■ **Task details**
Your task is to print the material below exactly as presented.

■ **Given information**
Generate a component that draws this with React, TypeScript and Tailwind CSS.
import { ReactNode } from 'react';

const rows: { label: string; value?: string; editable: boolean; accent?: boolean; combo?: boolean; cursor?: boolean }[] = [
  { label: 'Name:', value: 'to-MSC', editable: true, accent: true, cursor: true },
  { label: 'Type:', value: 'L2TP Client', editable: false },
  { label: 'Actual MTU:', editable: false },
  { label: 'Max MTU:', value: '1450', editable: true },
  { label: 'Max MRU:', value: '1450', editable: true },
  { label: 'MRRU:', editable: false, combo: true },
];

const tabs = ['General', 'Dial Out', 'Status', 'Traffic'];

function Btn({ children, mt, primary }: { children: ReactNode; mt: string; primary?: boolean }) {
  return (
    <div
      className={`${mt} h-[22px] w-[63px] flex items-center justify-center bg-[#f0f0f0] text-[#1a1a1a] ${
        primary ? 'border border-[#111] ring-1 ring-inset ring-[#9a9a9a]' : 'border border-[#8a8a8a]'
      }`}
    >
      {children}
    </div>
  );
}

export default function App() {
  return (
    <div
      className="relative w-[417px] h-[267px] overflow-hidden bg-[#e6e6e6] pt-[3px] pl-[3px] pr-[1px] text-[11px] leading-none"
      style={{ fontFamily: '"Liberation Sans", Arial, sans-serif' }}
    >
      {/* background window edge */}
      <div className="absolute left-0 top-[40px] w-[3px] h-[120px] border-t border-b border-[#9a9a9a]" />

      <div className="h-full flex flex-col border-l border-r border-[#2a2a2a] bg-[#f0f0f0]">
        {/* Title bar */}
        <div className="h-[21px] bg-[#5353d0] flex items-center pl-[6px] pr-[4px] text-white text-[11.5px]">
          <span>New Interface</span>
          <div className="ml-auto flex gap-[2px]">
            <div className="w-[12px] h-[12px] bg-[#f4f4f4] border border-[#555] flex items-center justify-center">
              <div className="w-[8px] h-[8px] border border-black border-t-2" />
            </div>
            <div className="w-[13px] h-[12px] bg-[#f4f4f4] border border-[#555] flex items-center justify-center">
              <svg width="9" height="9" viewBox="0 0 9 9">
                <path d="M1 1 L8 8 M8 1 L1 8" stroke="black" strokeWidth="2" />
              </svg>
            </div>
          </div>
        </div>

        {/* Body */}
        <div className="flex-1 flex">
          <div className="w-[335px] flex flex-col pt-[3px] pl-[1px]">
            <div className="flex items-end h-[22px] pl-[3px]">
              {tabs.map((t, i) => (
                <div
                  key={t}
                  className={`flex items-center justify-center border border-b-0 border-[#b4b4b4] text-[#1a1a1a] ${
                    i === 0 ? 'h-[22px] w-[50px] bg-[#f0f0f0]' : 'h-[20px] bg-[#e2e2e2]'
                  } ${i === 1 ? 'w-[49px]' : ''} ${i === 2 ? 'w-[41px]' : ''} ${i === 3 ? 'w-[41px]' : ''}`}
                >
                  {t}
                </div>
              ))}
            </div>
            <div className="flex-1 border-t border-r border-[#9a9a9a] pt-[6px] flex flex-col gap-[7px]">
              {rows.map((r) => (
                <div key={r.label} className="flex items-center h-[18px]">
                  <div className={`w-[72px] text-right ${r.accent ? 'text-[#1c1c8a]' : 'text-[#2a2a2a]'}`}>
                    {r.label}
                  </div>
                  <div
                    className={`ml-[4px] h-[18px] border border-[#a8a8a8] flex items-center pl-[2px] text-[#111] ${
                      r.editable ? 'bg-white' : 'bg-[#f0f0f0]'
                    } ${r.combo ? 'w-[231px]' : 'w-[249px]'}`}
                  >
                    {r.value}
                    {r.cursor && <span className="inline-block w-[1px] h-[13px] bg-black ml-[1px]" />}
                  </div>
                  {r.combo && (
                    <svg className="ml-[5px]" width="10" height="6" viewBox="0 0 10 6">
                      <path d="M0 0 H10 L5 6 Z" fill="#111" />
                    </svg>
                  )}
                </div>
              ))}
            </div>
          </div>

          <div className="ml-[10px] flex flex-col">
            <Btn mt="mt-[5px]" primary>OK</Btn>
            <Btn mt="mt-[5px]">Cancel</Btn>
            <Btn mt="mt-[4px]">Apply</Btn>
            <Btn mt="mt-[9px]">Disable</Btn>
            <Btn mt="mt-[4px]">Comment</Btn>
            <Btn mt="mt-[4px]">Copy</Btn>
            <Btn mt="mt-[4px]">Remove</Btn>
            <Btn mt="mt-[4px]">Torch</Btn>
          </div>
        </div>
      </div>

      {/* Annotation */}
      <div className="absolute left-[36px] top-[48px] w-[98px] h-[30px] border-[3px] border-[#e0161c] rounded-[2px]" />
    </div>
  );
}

■ **Solution to the problem**
Generate a component that draws this with React, TypeScript and Tailwind CSS.
import { ReactNode } from 'react';

const rows: { label: string; value?: string; editable: boolean; accent?: boolean; combo?: boolean; cursor?: boolean }[] = [
  { label: 'Name:', value: 'to-MSC', editable: true, accent: true, cursor: true },
  { label: 'Type:', value: 'L2TP Client', editable: false },
  { label: 'Actual MTU:', editable: false },
  { label: 'Max MTU:', value: '1450', editable: true },
  { label: 'Max MRU:', value: '1450', editable: true },
  { label: 'MRRU:', editable: false, combo: true },
];

const tabs = ['General', 'Dial Out', 'Status', 'Traffic'];

function Btn({ children, mt, primary }: { children: ReactNode; mt: string; primary?: boolean }) {
  return (
    <div
      className={`${mt} h-[22px] w-[63px] flex items-center justify-center bg-[#f0f0f0] text-[#1a1a1a] ${
        primary ? 'border border-[#111] ring-1 ring-inset ring-[#9a9a9a]' : 'border border-[#8a8a8a]'
      }`}
    >
      {children}
    </div>
  );
}

export default function App() {
  return (
    <div
      className="relative w-[417px] h-[267px] overflow-hidden bg-[#e6e6e6] pt-[3px] pl-[3px] pr-[1px] text-[11px] leading-none"
      style={{ fontFamily: '"Liberation Sans", Arial, sans-serif' }}
    >
      {/* background window edge */}
      <div className="absolute left-0 top-[40px] w-[3px] h-[120px] border-t border-b border-[#9a9a9a]" />

      <div className="h-full flex flex-col border-l border-r border-[#2a2a2a] bg-[#f0f0f0]">
        {/* Title bar */}
        <div className="h-[21px] bg-[#5353d0] flex items-center pl-[6px] pr-[4px] text-white text-[11.5px]">
          <span>New Interface</span>
          <div className="ml-auto flex gap-[2px]">
            <div className="w-[12px] h-[12px] bg-[#f4f4f4] border border-[#555] flex items-center justify-center">
              <div className="w-[8px] h-[8px] border border-black border-t-2" />
            </div>
            <div className="w-[13px] h-[12px] bg-[#f4f4f4] border border-[#555] flex items-center justify-center">
              <svg width="9" height="9" viewBox="0 0 9 9">
                <path d="M1 1 L8 8 M8 1 L1 8" stroke="black" strokeWidth="2" />
              </svg>
            </div>
          </div>
        </div>

        {/* Body */}
        <div className="flex-1 flex">
          <div className="w-[335px] flex flex-col pt-[3px] pl-[1px]">
            <div className="flex items-end h-[22px] pl-[3px]">
              {tabs.map((t, i) => (
                <div
                  key={t}
                  className={`flex items-center justify-center border border-b-0 border-[#b4b4b4] text-[#1a1a1a] ${
                    i === 0 ? 'h-[22px] w-[50px] bg-[#f0f0f0]' : 'h-[20px] bg-[#e2e2e2]'
                  } ${i === 1 ? 'w-[49px]' : ''} ${i === 2 ? 'w-[41px]' : ''} ${i === 3 ? 'w-[41px]' : ''}`}
                >
                  {t}
                </div>
              ))}
            </div>
            <div className="flex-1 border-t border-r border-[#9a9a9a] pt-[6px] flex flex-col gap-[7px]">
              {rows.map((r) => (
                <div key={r.label} className="flex items-center h-[18px]">
                  <div className={`w-[72px] text-right ${r.accent ? 'text-[#1c1c8a]' : 'text-[#2a2a2a]'}`}>
                    {r.label}
                  </div>
                  <div
                    className={`ml-[4px] h-[18px] border border-[#a8a8a8] flex items-center pl-[2px] text-[#111] ${
                      r.editable ? 'bg-white' : 'bg-[#f0f0f0]'
                    } ${r.combo ? 'w-[231px]' : 'w-[249px]'}`}
                  >
                    {r.value}
                    {r.cursor && <span className="inline-block w-[1px] h-[13px] bg-black ml-[1px]" />}
                  </div>
                  {r.combo && (
                    <svg className="ml-[5px]" width="10" height="6" viewBox="0 0 10 6">
                      <path d="M0 0 H10 L5 6 Z" fill="#111" />
                    </svg>
                  )}
                </div>
              ))}
            </div>
          </div>

          <div className="ml-[10px] flex flex-col">
            <Btn mt="mt-[5px]" primary>OK</Btn>
            <Btn mt="mt-[5px]">Cancel</Btn>
            <Btn mt="mt-[4px]">Apply</Btn>
            <Btn mt="mt-[9px]">Disable</Btn>
            <Btn mt="mt-[4px]">Comment</Btn>
            <Btn mt="mt-[4px]">Copy</Btn>
            <Btn mt="mt-[4px]">Remove</Btn>
            <Btn mt="mt-[4px]">Torch</Btn>
          </div>
        </div>
      </div>

      {/* Annotation */}
      <div className="absolute left-[36px] top-[48px] w-[98px] h-[30px] border-[3px] border-[#e0161c] rounded-[2px]" />
    </div>
  );
}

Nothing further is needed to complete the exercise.